I dislike the constant renaming of hardware and now the software
renaming as much as the next person, but I accept that IBM has their
reasons and that there is a 'legacy' connotation associated with the
OS/400 name.  If I am to play up the platform at my company, I should
also abandon terminology that brings up the 'legacy' vision.  (Funny how
that is since Windows is an older platform than OS/400.)

John A. Jones, CISSP
Americas Information Security Officer
Jones Lang LaSalle, Inc.
V: +1-630-455-2787  F: +1-312-601-1782
john.jones@xxxxxxxxxx

-----Original Message-----
From: Vernon Hamberg [mailto:vhamberg@xxxxxxxxxxx] 
Sent: Friday, March 04, 2005 9:44 PM
To: Midrange Systems Technical Discussion
Subject: RE: What is an i5 (iSeries, AS/400)

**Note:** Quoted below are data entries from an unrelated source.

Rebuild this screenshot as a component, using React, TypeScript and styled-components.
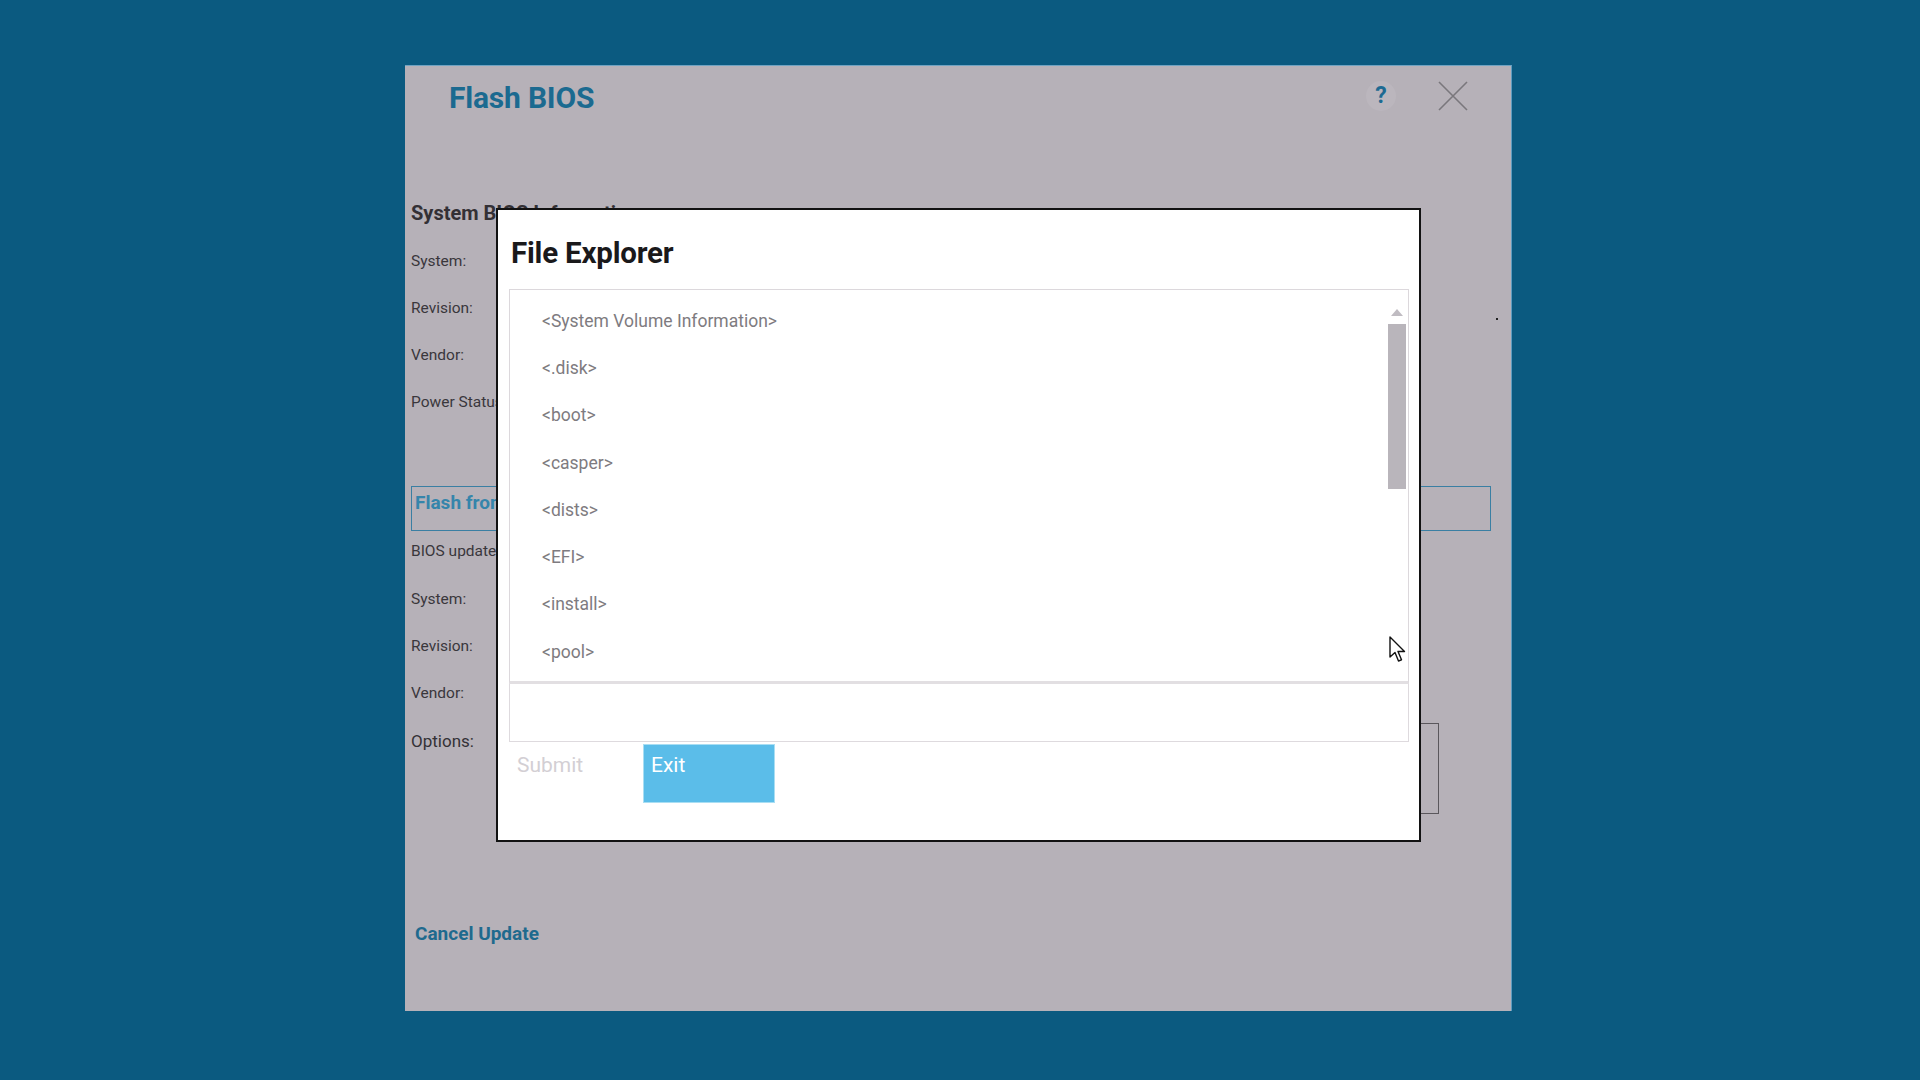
import React from "react";
import styled, { createGlobalStyle } from "styled-components";

const Global = createGlobalStyle`
  html, body { margin: 0; padding: 0; }
  body {
    background: #0b5a80;
    font-family: Roboto, "Liberation Sans", Arial, sans-serif;
  }
  #root { min-height: 1080px; }
`;

const Page = styled.div`
  width: 1920px;
  height: 1080px;
  box-sizing: border-box;
  padding: 65px 0 0 405px;
  background: #0b5a80;
  overflow: hidden;
`;

const Window = styled.div`
  position: relative;
  width: 1107px;
  height: 946px;
  box-sizing: border-box;
  background: #b6b1b8;
  border-top: 1px solid #6fa3c2;
  border-right: 1px solid #5f9cc0;
  display: flex;
  flex-direction: column;
  padding: 0 6px;
`;

const Header = styled.div`
  display: flex;
  align-items: flex-start;
  height: 122px;
  padding: 15px 37px 0 38px;
  box-sizing: border-box;
`;

const Title = styled.h1`
  margin: 0;
  font-size: 30px;
  line-height: 34px;
  font-weight: 700;
  color: #1b6a90;
  letter-spacing: -0.2px;
  flex: 1;
`;

const HelpIcon = styled.div`
  width: 30px;
  height: 30px;
  margin-top: 0px;
  border-radius: 50%;
  background: #bbb6bd;
  color: #1d6a92;
  font-weight: 700;
  font-size: 23px;
  line-height: 30px;
  text-align: center;
`;

const CloseBtn = styled.div`
  width: 30px;
  height: 30px;
  margin-left: 42px;
`;

const SectionHeading = styled.div`
  height: 49px;
  display: flex;
  align-items: center;
  font-size: 20px;
  font-weight: 700;
  color: #333035;
`;

const Row = styled.div<{ $h?: number; $pb?: number }>`
  height: ${(p) => p.$h ?? 47}px;
  box-sizing: border-box;
  padding-bottom: ${(p) => p.$pb ?? 0}px;
  display: flex;
  align-items: center;
  font-size: 15.5px;
  color: #3a373c;
`;

const FlashFromBox = styled.div`
  margin-top: 61px;
  height: 45px;
  box-sizing: border-box;
  border: 1px solid #3a7fa3;
  padding: 4px 3px 0;
  margin-right: 14px;
  font-size: 19px;
  font-weight: 700;
  color: #3585ab;
`;

const OptionsRow = styled.div`
  height: 100px;
  display: flex;
  align-items: flex-start;
`;

const OptionsLabel = styled.div`
  width: 110px;
  padding-top: 15px;
  font-size: 17px;
  color: #343136;
`;

const OptionsBox = styled.div`
  margin-top: 7px;
  width: 918px;
  height: 91px;
  box-sizing: border-box;
  border: 1px solid #5a575c;
`;

const CancelLink = styled.div`
  margin-top: 106px;
  padding-left: 4px;
  font-size: 19px;
  font-weight: 700;
  color: #1f6a8e;
`;

const Dot = styled.div`
  position: absolute;
  left: 1091px;
  top: 252px;
  width: 2px;
  height: 2px;
  background: #222;
`;

/* Modal */
const Modal = styled.div`
  position: absolute;
  left: 91px;
  top: 142px;
  width: 925px;
  height: 634px;
  box-sizing: border-box;
  background: #ffffff;
  border: 2px solid #121212;
  padding: 0 10px 0 11px;
  display: flex;
  flex-direction: column;
`;

const ModalTitle = styled.h2`
  margin: 26px 0 0 2px;
  font-size: 29.5px;
  line-height: 34px;
  font-weight: 700;
  color: #1a191b;
  letter-spacing: -0.2px;
`;

const ListBox = styled.div`
  margin-top: 19px;
  height: 395px;
  box-sizing: border-box;
  border: 1px solid #dcd8dc;
  border-bottom: 3px solid #e2dfe2;
  display: flex;
`;

const ItemList = styled.ul`
  list-style: none;
  margin: 0;
  padding: 7px 0 0 32px;
  flex: 1;
`;

const Item = styled.li`
  height: 47.3px;
  display: flex;
  align-items: center;
  font-size: 17.5px;
  color: #7e7b80;
`;

const ScrollBar = styled.div`
  width: 20px;
  margin-right: 1px;
  display: flex;
  flex-direction: column;
  align-items: center;
  padding-top: 19px;
`;

const ArrowUp = styled.div`
  width: 0;
  height: 0;
  border-left: 6px solid transparent;
  border-right: 6px solid transparent;
  border-bottom: 7px solid #c0bcc2;
`;

const Thumb = styled.div`
  margin-top: 8px;
  width: 18px;
  height: 165px;
  background: #b9b5bb;
`;

const InputBox = styled.div`
  height: 58px;
  box-sizing: border-box;
  border: 1px solid #dedade;
  border-top: none;
`;

const ButtonRow = styled.div`
  display: flex;
  align-items: flex-start;
  margin-top: 2px;
`;

const SubmitBtn = styled.div`
  width: 134px;
  height: 59px;
  box-sizing: border-box;
  padding: 9px 0 0 8px;
  font-size: 21px;
  line-height: 25px;
  color: #d3cfd4;
`;

const ExitBtn = styled.div`
  width: 132px;
  height: 59px;
  box-sizing: border-box;
  background: #5bbde9;
  border: 1px solid #a9def3;
  padding: 8px 0 0 7px;
  font-size: 21px;
  line-height: 25px;
  color: #ffffff;
`;

const Cursor = styled.svg`
  position: absolute;
  left: 984px;
  top: 570px;
`;

const items = [
  "<System Volume Information>",
  "<.disk>",
  "<boot>",
  "<casper>",
  "<dists>",
  "<EFI>",
  "<install>",
  "<pool>",
];

export default function App() {
  return (
    <>
      <Global />
      <Page>
        <Window>
          <Header>
            <Title>Flash BIOS</Title>
            <HelpIcon>?</HelpIcon>
            <CloseBtn>
              <svg width="30" height="30" viewBox="0 0 30 30">
                <path d="M1 1 L29 29 M29 1 L1 29" stroke="#7a777c" strokeWidth="1.6" fill="none" />
              </svg>
            </CloseBtn>
          </Header>
          <SectionHeading>System BIOS Information</SectionHeading>
          <Row>System:</Row>
          <Row>Revision:</Row>
          <Row>Vendor:</Row>
          <Row>Power Status:</Row>
          <FlashFromBox>Flash from file</FlashFromBox>
          <Row $h={44} $pb={5}>BIOS update file:</Row>
          <Row>System:</Row>
          <Row>Revision:</Row>
          <Row>Vendor:</Row>
          <OptionsRow>
            <OptionsLabel>Options:</OptionsLabel>
            <OptionsBox />
          </OptionsRow>
          <CancelLink>Cancel Update</CancelLink>
          <Dot />

          <Modal>
            <ModalTitle>File Explorer</ModalTitle>
            <ListBox>
              <ItemList>
                {items.map((it) => (
                  <Item key={it}>{it}</Item>
                ))}
              </ItemList>
              <ScrollBar>
                <ArrowUp />
                <Thumb />
              </ScrollBar>
            </ListBox>
            <InputBox />
            <ButtonRow>
              <SubmitBtn>Submit</SubmitBtn>
              <ExitBtn>Exit</ExitBtn>
            </ButtonRow>
          </Modal>

          <Cursor width="18" height="28" viewBox="0 0 18 28">
            <path
              d="M1 1 L1 21 L6 16.5 L9.5 25 L12.5 23.8 L9 15.5 L15.5 15.5 Z"
              fill="#ffffff"
              stroke="#111"
              strokeWidth="1.4"
              strokeLinejoin="round"
            />
          </Cursor>
        </Window>
      </Page>
    </>
  );
}
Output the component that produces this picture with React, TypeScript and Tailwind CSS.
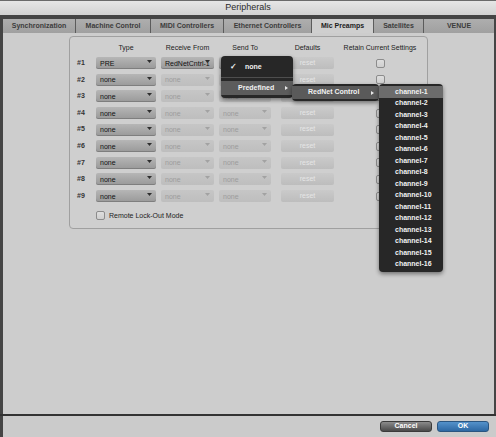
import React from 'react';

const tabs = [
  { name: 'Synchronization', w: 'w-[73px]' },
  { name: 'Machine Control', w: 'w-[75px]' },
  { name: 'MIDI Controllers', w: 'w-[73px]' },
  { name: 'Ethernet Controllers', w: 'w-[88px]' },
  { name: 'Mic Preamps', w: 'w-[62px]', active: true },
  { name: 'Satellites', w: 'w-[50px]' },
  { name: 'VENUE', w: 'w-[70px]' },
];

const rows = Array.from({ length: 9 }, (_, i) => ({
  n: i + 1,
  type: i === 0 ? 'PRE' : 'none',
  receive: i === 0 ? 'RedNetCntrl-1' : 'none',
  enabled: i === 0,
}));

const channels = Array.from({ length: 16 }, (_, i) => `channel-${i + 1}`);

const Arrow = ({ enabled }: { enabled: boolean }) => (
  <svg className="absolute right-[4px] top-[3px]" width="5" height="3" viewBox="0 0 5 3">
    <path d="M0 0H5L2.5 3Z" fill={enabled ? '#2e2e2e' : '#a2a2a2'} />
  </svg>
);

const Select = ({ text, enabled, className }: { text: string; enabled: boolean; className: string }) => (
  <div
    className={`${className} relative h-[12px] rounded-[2px] flex items-center pl-[4px] text-[7px] leading-none ${
      enabled
        ? 'bg-gradient-to-b from-[#b6b6b6] to-[#999999] text-[#111] shadow-[inset_0_-1px_0_rgba(0,0,0,0.18)]'
        : 'bg-gradient-to-b from-[#c6c6c6] to-[#bebebe] text-[#9c9c9c]'
    }`}
  >
    <span className="whitespace-nowrap">{text}</span>
    <Arrow enabled={enabled} />
  </div>
);

const Checkbox = () => (
  <div className="w-[9px] h-[9px] rounded-[2px] border border-[#8c8c8c] bg-gradient-to-b from-[#dedede] to-[#cfcfcf]" />
);

const SubArrow = () => (
  <svg width="3" height="4" viewBox="0 0 3 4">
    <path d="M0 0L3 2L0 4Z" fill="#e8e8e8" />
  </svg>
);

export default function App() {
  return (
    <div className="relative w-[496px] h-[437px] overflow-hidden flex flex-col bg-[#cdcdcd] font-['Liberation_Sans',Arial,sans-serif] select-none">
      {/* title bar */}
      <div className="h-[15px] border-t border-[#6a6a6a] bg-gradient-to-b from-[#e6e6e6] to-[#d2d2d2] flex items-center justify-center text-[9px] text-[#2b2b2b]">
        Peripherals
      </div>

      {/* frame */}
      <div className="flex-1 flex flex-col bg-[#454545] pl-[3px] pr-[2px] pt-[4px]">
        <div className="h-[14px] flex">
          {tabs.map((t, i) => (
            <div
              key={t.name}
              className={`${t.w} flex items-center justify-center text-[7px] font-bold whitespace-nowrap ${
                i < tabs.length - 1 ? 'border-r border-[#5c5c5c]' : ''
              } ${t.active ? 'bg-[#cfcfcf] text-[#1c1c1c]' : 'bg-gradient-to-b from-[#aeaeae] to-[#a0a0a0] text-[#3c3c3c]'}`}
            >
              {t.name}
            </div>
          ))}
        </div>

        <div className="flex-1 bg-[#cdcdcd] pt-[3px]">
          <div className="ml-[66px] w-[359px] h-[193px] border border-[#a0a0a0] rounded-[4px] bg-[#cfcfcf] pt-[5px] pl-[7px]">
            {/* headers */}
            <div className="h-[13px] flex items-center text-[7px] text-[#222]">
              <div className="w-[19px]" />
              <div className="w-[60px] text-center">Type</div>
              <div className="w-[53px] ml-[5px] text-center">Receive From</div>
              <div className="w-[52px] ml-[5px] text-center">Send To</div>
              <div className="w-[53px] ml-[10px] text-center">Defaults</div>
              <div className="w-[80px] ml-[6px] text-center whitespace-nowrap">Retain Current Settings</div>
            </div>

            {rows.map((r) => (
              <div key={r.n} className="h-[16.6px] flex items-center">
                <div className="w-[19px] text-[7px] font-bold text-[#333]">#{r.n}</div>
                <Select className="w-[60px]" text={r.type} enabled />
                <Select className="w-[53px] ml-[5px]" text={r.receive} enabled={r.enabled} />
                <Select className="w-[52px] ml-[5px]" text="none" enabled={r.enabled} />
                <div className="w-[53px] h-[12px] ml-[10px] rounded-[2px] bg-gradient-to-b from-[#cacaca] to-[#bdbdbd] flex items-center justify-center text-[7px] text-[#e6e6e6]">
                  reset
                </div>
                <div className="w-[80px] ml-[6px] flex justify-center">
                  <Checkbox />
                </div>
              </div>
            ))}

            <div className="mt-[7px] h-[9px] flex items-center">
              <div className="w-[19px]" />
              <Checkbox />
              <span className="ml-[4px] text-[7px] text-[#222]">Remote Lock-Out Mode</span>
            </div>
          </div>
        </div>
      </div>

      {/* separator */}
      <div className="h-[2px] bg-[#333]" />

      {/* bottom bar */}
      <div className="h-[21px] border-l-[3px] border-[#454545] bg-[#cbcbcb] flex items-center justify-end pr-[7px] gap-[5px]">
        <div className="w-[52px] h-[11px] rounded-[3px] border border-[#3a3a3a] bg-gradient-to-b from-[#8c8c8c] to-[#4a4a4a] flex items-center justify-center text-[7px] font-bold text-white">
          Cancel
        </div>
        <div className="w-[52px] h-[11px] rounded-[3px] border border-[#2a5580] bg-gradient-to-b from-[#5592cb] to-[#2d68a3] flex items-center justify-center text-[7px] font-bold text-white">
          OK
        </div>
      </div>

      {/* Send To popup */}
      <div className="absolute left-[221px] top-[56px] w-[72px] rounded-[4px] bg-[#272727] shadow-[0_2px_4px_rgba(0,0,0,0.45)] pt-[4px] pb-[3px] text-[7px] font-bold text-[#f2f2f2]">
        <div className="h-[14px] flex items-center">
          <span className="w-[24px] pl-[9px] text-[8px]">✓</span>
          <span>none</span>
        </div>
        <div className="mt-[3px] mb-[3px] h-[1px] bg-[#4e4e4e]" />
        <div className="h-[14px] flex items-center justify-between bg-[#5c5c5c] pl-[17px] pr-[5px]">
          <span>Predefined</span>
          <SubArrow />
        </div>
      </div>

      {/* Predefined submenu */}
      <div className="absolute left-[292px] top-[84px] w-[87px] rounded-[4px] bg-[#272727] shadow-[0_2px_4px_rgba(0,0,0,0.45)] py-[2px] text-[7px] font-bold text-[#f2f2f2]">
        <div className="h-[13px] flex items-center justify-between bg-[#5a5a5a] pl-[16px] pr-[5px]">
          <span>RedNet Control</span>
          <SubArrow />
        </div>
      </div>

      {/* RedNet Control submenu */}
      <div className="absolute left-[379px] top-[84px] w-[64px] rounded-[4px] bg-[#272727] shadow-[0_2px_4px_rgba(0,0,0,0.45)] py-[2px] text-[7px] font-bold text-[#f2f2f2]">
        {channels.map((c, i) => (
          <div key={c} className={`h-[11.5px] flex items-center pl-[16px] ${i === 0 ? 'bg-[#6c6c6c]' : ''}`}>
            {c}
          </div>
        ))}
      </div>
    </div>
  );
}
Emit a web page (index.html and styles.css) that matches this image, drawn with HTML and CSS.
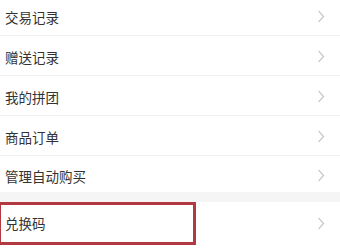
FILE: index.html
```html
<!DOCTYPE html>
<html lang="zh-CN">
<head>
<meta charset="utf-8">
<link rel="stylesheet" href="styles.css">
</head>
<body>
<div class="page">
  <ul class="menu">
    <li class="row"><span class="label">交易记录</span><svg class="chev" viewBox="0 0 8 13"><path d="M1.5 1 L6.5 6.5 L1.5 12"/></svg></li>
    <li class="row"><span class="label">赠送记录</span><svg class="chev" viewBox="0 0 8 13"><path d="M1.5 1 L6.5 6.5 L1.5 12"/></svg></li>
    <li class="row"><span class="label">我的拼团</span><svg class="chev" viewBox="0 0 8 13"><path d="M1.5 1 L6.5 6.5 L1.5 12"/></svg></li>
    <li class="row"><span class="label">商品订单</span><svg class="chev" viewBox="0 0 8 13"><path d="M1.5 1 L6.5 6.5 L1.5 12"/></svg></li>
    <li class="row last"><span class="label">管理自动购买</span><svg class="chev" viewBox="0 0 8 13"><path d="M1.5 1 L6.5 6.5 L1.5 12"/></svg></li>
  </ul>
  <div class="gap"></div>
  <ul class="menu">
    <li class="row code"><span class="label">兑换码</span><svg class="chev" viewBox="0 0 8 13"><path d="M1.5 1 L6.5 6.5 L1.5 12"/></svg><span class="highlight"></span></li>
  </ul>
</div>
</body>
</html>
```
FILE: styles.css
```css
html, body {
  margin: 0;
  padding: 0;
  background: #ffffff;
}
body {
  width: 340px;
  height: 250px;
  overflow: hidden;
  font-family: "Noto Sans CJK SC", "Noto Sans", sans-serif;
}
.page {
  margin-top: -4px;
}
.menu {
  list-style: none;
  margin: 0;
  padding: 0;
}
.row {
  position: relative;
  height: 37px;
  border-bottom: 1px solid #f0f0f0;
  display: flex;
  align-items: center;
  justify-content: space-between;
  padding: 2px 15px 0 5px;
}
.row.last {
  height: 33px;
  border-bottom: none;
  padding-top: 3px;
}
.label {
  font-size: 13.5px;
  color: #333333;
  line-height: 20px;
}
.chev {
  width: 8px;
  height: 13px;
  fill: none;
  stroke: #b8b8b8;
  stroke-width: 1.1;
}
.gap {
  height: 10px;
  background: #f5f5f5;
}
.row.code {
  height: 42px;
  padding-top: 0;
  border-bottom: none;
}
.highlight {
  position: absolute;
  left: -2px;
  top: 0;
  width: 192px;
  height: 37px;
  border: 3px solid #b23940;
  pointer-events: none;
}
```
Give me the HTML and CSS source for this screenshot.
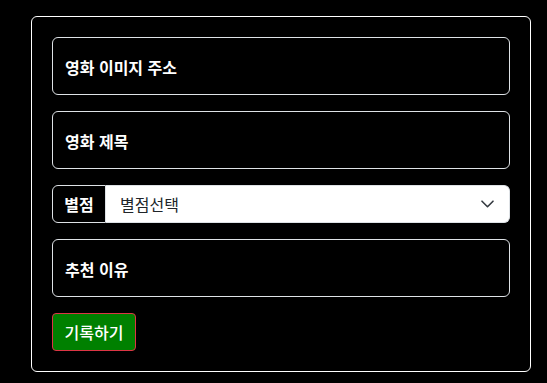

Maybe I'm getting old and crotchety and don't want to accept progress -
or maybe I'm just a luddite. But I don't see a distinction between i5/OS
& OS/400, other than marketing renames. Certainly not to the extent of
the difference between VM and MVS in the mainframe world. (I probably
have these terms all wrong - someone please help me!) Seems I remember -
admittedly from the outside, as I was a lowly office temp at the time -
that this was a significant shift that required lots of work to convert
from one to the other. That is certainly not the case with i5/OS &
OS/400. 
And in the mainframe world today, at IBM's site, I find this -- "Built
upon the solid VM/ESA base, z/VM exploits the z/Architecture ..." I can
imagine a statement like "Built upon the solid OS/400 base, i5OS
exploites the 
i/Architecture ..."   ;-)

Vern

At 11:20 AM 3/4/2005, you wrote:
>An i5 is a hardware platform that comes bundled with i5/OS (not
OS/400).
>It can be extended via software and sometimes hardware to also run AIX,

>Windows 2000/2003 Server, and 32- and 64-bit Linux distributions from 
>Red Hat and Novell (Suse).  It can execute any applications designed 
>for any of those operating systems provided that OS is installed and 
>configured with sufficient resources.